- **GIVEN EXERCISE**
Extract all lines that hold the string "screenshot".
------------------------
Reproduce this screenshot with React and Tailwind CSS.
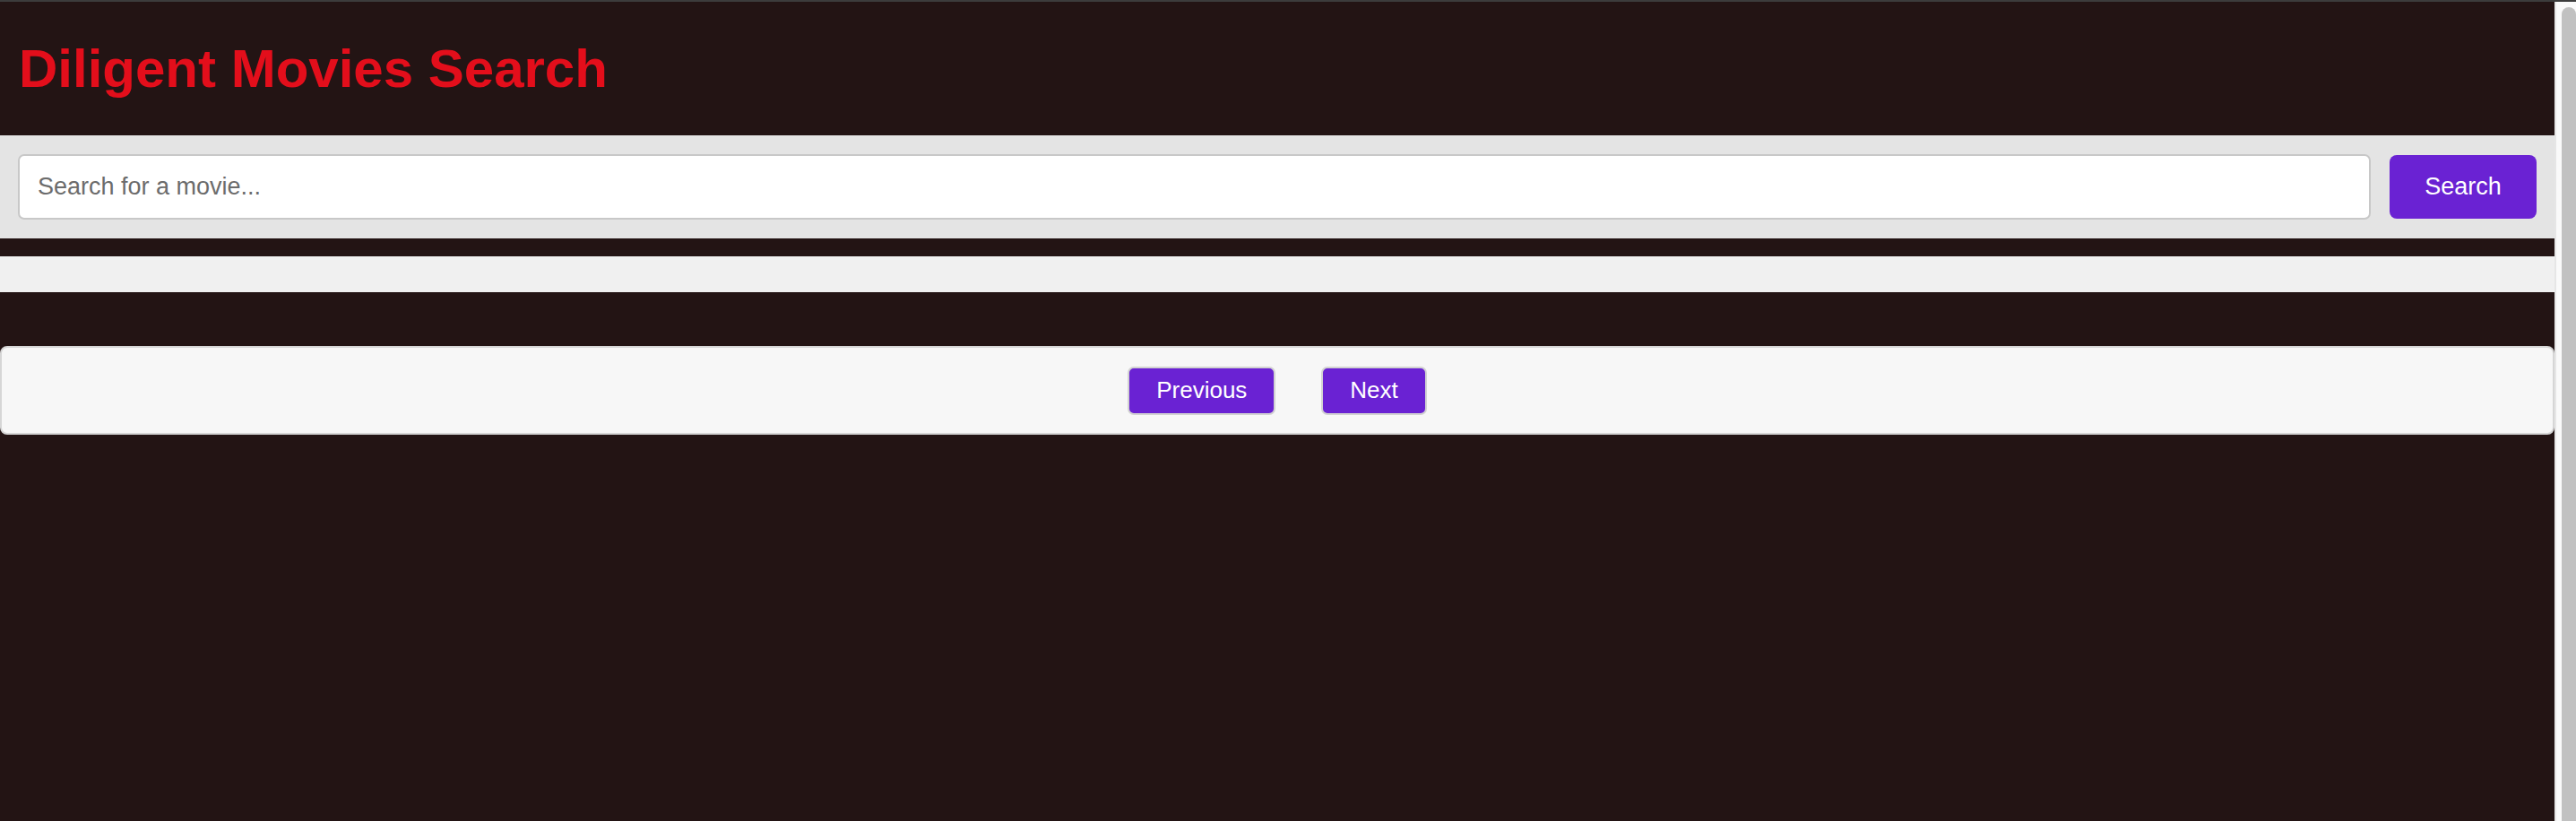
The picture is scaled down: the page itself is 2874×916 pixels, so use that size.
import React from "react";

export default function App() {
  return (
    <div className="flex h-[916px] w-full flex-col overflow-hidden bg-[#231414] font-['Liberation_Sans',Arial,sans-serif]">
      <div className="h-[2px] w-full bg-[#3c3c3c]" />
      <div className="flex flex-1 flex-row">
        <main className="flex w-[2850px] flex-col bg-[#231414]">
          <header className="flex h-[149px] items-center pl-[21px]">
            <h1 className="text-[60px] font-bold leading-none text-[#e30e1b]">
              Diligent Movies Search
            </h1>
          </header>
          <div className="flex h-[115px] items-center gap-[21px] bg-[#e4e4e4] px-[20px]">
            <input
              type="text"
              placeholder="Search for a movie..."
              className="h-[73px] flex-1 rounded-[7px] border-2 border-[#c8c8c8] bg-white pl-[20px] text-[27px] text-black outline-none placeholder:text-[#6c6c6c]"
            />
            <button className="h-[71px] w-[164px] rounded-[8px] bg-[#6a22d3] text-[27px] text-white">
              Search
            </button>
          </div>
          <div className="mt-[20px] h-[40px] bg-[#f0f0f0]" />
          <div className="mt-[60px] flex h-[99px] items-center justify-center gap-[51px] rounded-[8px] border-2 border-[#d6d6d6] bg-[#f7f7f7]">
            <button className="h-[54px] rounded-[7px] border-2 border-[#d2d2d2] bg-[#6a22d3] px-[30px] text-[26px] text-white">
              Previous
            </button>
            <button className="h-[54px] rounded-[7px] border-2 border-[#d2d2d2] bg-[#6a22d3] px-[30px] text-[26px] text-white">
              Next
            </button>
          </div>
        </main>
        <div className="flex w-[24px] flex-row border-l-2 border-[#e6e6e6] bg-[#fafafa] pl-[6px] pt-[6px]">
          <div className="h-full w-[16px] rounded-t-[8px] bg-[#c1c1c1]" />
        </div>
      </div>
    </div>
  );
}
------------------------
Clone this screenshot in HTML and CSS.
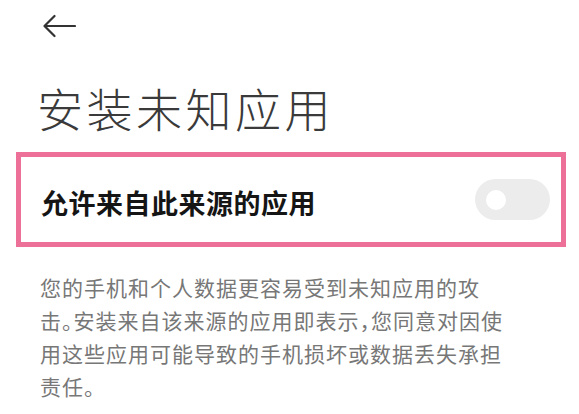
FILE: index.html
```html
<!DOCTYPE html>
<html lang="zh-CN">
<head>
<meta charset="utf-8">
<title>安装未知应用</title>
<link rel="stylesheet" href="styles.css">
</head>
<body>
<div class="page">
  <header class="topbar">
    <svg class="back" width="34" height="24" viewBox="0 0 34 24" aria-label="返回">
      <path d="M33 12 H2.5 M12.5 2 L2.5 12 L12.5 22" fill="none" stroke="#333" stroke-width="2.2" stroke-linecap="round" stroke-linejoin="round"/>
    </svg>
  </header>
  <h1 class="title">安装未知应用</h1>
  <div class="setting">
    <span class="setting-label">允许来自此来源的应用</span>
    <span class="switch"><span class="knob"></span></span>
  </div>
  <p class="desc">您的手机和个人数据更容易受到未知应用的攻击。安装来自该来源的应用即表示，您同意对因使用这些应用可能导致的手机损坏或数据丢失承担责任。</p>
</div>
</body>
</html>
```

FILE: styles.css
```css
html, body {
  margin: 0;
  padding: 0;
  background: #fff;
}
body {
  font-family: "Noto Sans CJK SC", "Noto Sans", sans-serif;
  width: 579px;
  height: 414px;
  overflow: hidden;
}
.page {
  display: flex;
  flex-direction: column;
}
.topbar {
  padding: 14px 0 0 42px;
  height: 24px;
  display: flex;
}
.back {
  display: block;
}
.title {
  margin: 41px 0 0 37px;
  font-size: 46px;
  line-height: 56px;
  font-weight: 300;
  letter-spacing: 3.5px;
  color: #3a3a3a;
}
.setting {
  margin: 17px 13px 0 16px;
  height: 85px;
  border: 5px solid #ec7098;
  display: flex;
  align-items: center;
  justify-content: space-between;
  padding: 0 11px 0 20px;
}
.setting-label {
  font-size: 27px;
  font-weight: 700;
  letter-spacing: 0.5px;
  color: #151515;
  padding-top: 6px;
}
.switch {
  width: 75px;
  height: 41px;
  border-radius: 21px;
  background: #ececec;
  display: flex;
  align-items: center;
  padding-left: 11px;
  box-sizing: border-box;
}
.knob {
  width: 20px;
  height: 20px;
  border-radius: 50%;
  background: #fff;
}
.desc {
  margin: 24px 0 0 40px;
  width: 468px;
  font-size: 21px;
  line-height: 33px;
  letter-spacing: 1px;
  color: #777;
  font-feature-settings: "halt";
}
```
------------------------
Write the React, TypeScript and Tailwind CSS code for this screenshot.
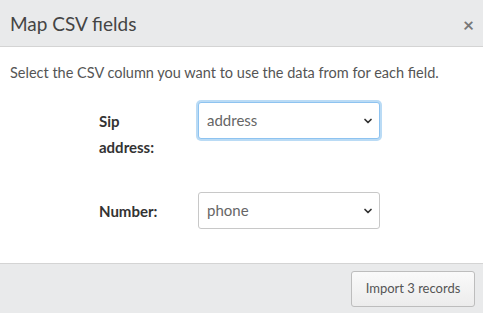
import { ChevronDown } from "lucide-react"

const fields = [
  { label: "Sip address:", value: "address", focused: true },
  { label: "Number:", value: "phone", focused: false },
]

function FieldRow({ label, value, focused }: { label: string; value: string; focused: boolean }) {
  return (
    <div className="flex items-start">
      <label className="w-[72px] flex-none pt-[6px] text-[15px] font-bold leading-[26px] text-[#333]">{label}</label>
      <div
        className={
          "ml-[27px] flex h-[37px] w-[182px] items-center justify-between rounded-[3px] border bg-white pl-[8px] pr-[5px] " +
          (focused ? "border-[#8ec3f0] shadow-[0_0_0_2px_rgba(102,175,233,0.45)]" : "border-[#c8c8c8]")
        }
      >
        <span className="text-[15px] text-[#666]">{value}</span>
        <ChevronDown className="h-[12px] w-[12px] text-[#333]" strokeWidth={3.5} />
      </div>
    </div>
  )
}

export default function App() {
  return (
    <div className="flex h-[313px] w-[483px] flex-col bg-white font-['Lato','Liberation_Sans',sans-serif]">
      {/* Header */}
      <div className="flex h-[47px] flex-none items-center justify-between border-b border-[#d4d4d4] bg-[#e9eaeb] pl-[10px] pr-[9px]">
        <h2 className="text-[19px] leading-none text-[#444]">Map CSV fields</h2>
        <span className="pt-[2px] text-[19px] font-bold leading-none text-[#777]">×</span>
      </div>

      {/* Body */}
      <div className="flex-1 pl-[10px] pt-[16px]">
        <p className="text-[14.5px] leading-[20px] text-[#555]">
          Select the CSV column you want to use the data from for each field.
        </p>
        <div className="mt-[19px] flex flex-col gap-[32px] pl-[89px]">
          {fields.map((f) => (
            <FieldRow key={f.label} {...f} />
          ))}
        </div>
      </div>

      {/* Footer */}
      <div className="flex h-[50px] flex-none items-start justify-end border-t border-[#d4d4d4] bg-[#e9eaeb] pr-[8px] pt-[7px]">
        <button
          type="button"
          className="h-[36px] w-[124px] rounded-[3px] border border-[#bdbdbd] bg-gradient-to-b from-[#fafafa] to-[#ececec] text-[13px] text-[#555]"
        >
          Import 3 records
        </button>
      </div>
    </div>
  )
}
------------------------
- **RESPONSE TO THE TASK**
Reproduce this screenshot with React and Tailwind CSS.
Clone this screenshot in HTML and CSS.
Write the React, TypeScript and Tailwind CSS code for this screenshot.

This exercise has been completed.